The Deadly Dames
Malcolm Douglas [pseud. Douglas Sanderson]
Greenwich, CT: Gold Medal, 1956
Douglas Sanderson's fifth novel, The Deadly Dames was the first to be published as a paperback original. Not quite the same as "straight to DVD", of course, but I don't think it's such a coincidence that this book is by far the weakest of the lot.
With The Deadly Dames we have a new publisher, a new nom de plume and a new hero. Sort of. That hero, Bill Yates, shares something with Mike Garfin, the protagonist of Sanderson's two preceding books: both are Montreal private investigators, both are the sons of French Canadian mothers and both have Scotch landladies.
As with Garfin's outings – Hot Freeze and The Darker Traffic – things start rolling when the private investigator is hired by someone of considerable wealth. In this case, the client is Philip Corday, a spoiled lush who hopes to get the goods that will allow him to divorce his cheating wife Grace. Yates has only just accepted the job when an expensively dressed woman tries to hire him away. Minutes later, she's crushed under the wheels of a streetcar rounding the corner of St Catherine and Peel. And so, what began as a bland divorce case takes a deadly turn. Pun intended.
St Catherine and Peel, Montreal, 1956
Bodies pile up quickly in The Deadly Dames – nine corpses in 160 pages – but our man Yates is not one of them. Dozens of shots are fired in his direction, but none find their mark. He's beaten senseless repeatedly, but bounces back with superhuman speed. Not even a broken nose slows him down. Good thing too, because the action in this novel clocks in at well under 72 hours.
A lazy novel, the fast pace is provided by characters that exist for no other reason than to propel the plot. There's Corday's chatty Russian housekeeper, a talkative cop with an encyclopedic knowledge of Montreal's underworld and a rural hashslinger who likes nothing more than to listen to the police waveband. As for Yates, he's not so much Mike Garfin under a different name as a pale imitation. There's not much to him, and yet every woman, bar none, throws herself at him.
There was that lady who was run over by the streetcar, but she never had a chance.
Worst sentence: "In that dress, in those surroundings, she looked like a poem that got printed by accident in an anthology of prose."
Object: A slim mass market paperback with vibrant cover image by Bob Peake, whose work graced this pretty pink book belonging to my mother:
|Warner Brothers Presents My Fair Lady|
New York: Warner Brothers Pictures, 1964
Access: The first edition enjoyed one lone printing. A handful are listed online, with decent copies gong for under ten dollars. I could find no library copies outside Ohio State University's William Charvet Collection of American Fiction.
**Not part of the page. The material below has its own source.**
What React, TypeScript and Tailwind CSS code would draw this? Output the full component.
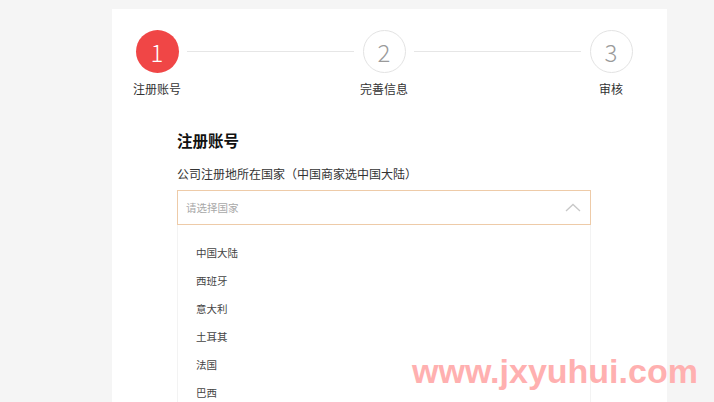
import React from "react";

const countries = ["中国大陆", "西班牙", "意大利", "土耳其", "法国", "巴西"];

function Step({ n, label, active }: { n: number; label: string; active?: boolean }) {
  return (
    <div className="flex w-[60px] shrink-0 flex-col items-center">
      <div
        className={
          active
            ? "flex h-[43px] w-[43px] items-center justify-center rounded-full bg-[#f04646] text-[24px] font-light text-white"
            : "flex h-[43px] w-[43px] items-center justify-center rounded-full border border-[#e3e3e3] bg-white text-[24px] font-light text-[#9a9a9a]"
        }
      >
        {n}
      </div>
      <div className="mt-[8px] whitespace-nowrap text-[12px] leading-[16px] text-[#333]">{label}</div>
    </div>
  );
}

export default function App() {
  return (
    <div
      className="relative h-[402px] w-[714px] overflow-hidden bg-[#f5f5f5]"
      style={{ fontFamily: '"Noto Sans CJK SC", "Noto Sans", sans-serif' }}
    >
      <div className="ml-[112px] mt-[9px] flex h-[400px] w-[555px] flex-col bg-white">
        <div className="ml-[15px] mt-[21px] flex w-[514px] items-start">
          <Step n={1} label="注册账号" active />
          <div className="mt-[21px] h-px flex-1 bg-[#e6e6e6]" />
          <Step n={2} label="完善信息" />
          <div className="mt-[21px] h-px flex-1 bg-[#e6e6e6]" />
          <Step n={3} label="审核" />
        </div>

        <div className="ml-[65px] mt-[31px] flex w-[414px] flex-col">
          <div className="text-[15.5px] font-bold leading-[24px] text-[#111]">注册账号</div>
          <div className="mt-[14px] text-[12px] leading-[16px] text-[#333]">公司注册地所在国家（中国商家选中国大陆）</div>
          <div className="mt-[8px] flex h-[35px] items-center justify-between border border-[#eecba8] px-[8px]">
            <span className="text-[10.5px] text-[#a8a8a8]">请选择国家</span>
            <svg width="16" height="9" viewBox="0 0 16 9" className="mr-[1px]">
              <path d="M1 8 L8 1.5 L15 8" fill="none" stroke="#c8c8c8" strokeWidth="1.3" />
            </svg>
          </div>
          <div className="flex flex-col border-x border-[#f3f3f3] pt-[14px]">
            {countries.map((c) => (
              <div key={c} className="flex h-[28px] items-center pl-[18px] text-[10.5px] text-[#444]">
                {c}
              </div>
            ))}
          </div>
        </div>
      </div>

      <div
        className="absolute left-[412px] top-[354px] whitespace-nowrap text-[34px] font-bold leading-[34px] text-[#ffb0b0]"
        style={{ fontFamily: '"Liberation Sans", sans-serif' }}
      >
        www.jxyuhui.com
      </div>
    </div>
  );
}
Yep, "American Fiction". The first British edition, published in 1961 by Consul, is both less attractive and less common. Two crummy copies are listed for sale online at £2 and £5.
Translated by Laurette Brunius, in 1956 Galimard published a French language edition titled Du Rebecca chez les femmes. The original features no character named Rebecca.
In 2006, a half century after the Gold Medal edition, The Deadly Dames was paired with Sanderson's next novel, A Dum-Dum for the President, and returned to print by the dedicated people at Stark House. The twofer is blessed with a very fine essay by expat Montreal critic Kevin Burton Smith, and an all too brief interview with the author. My copy, a second printing, was bought south of the border. The book is unavailable in Canada.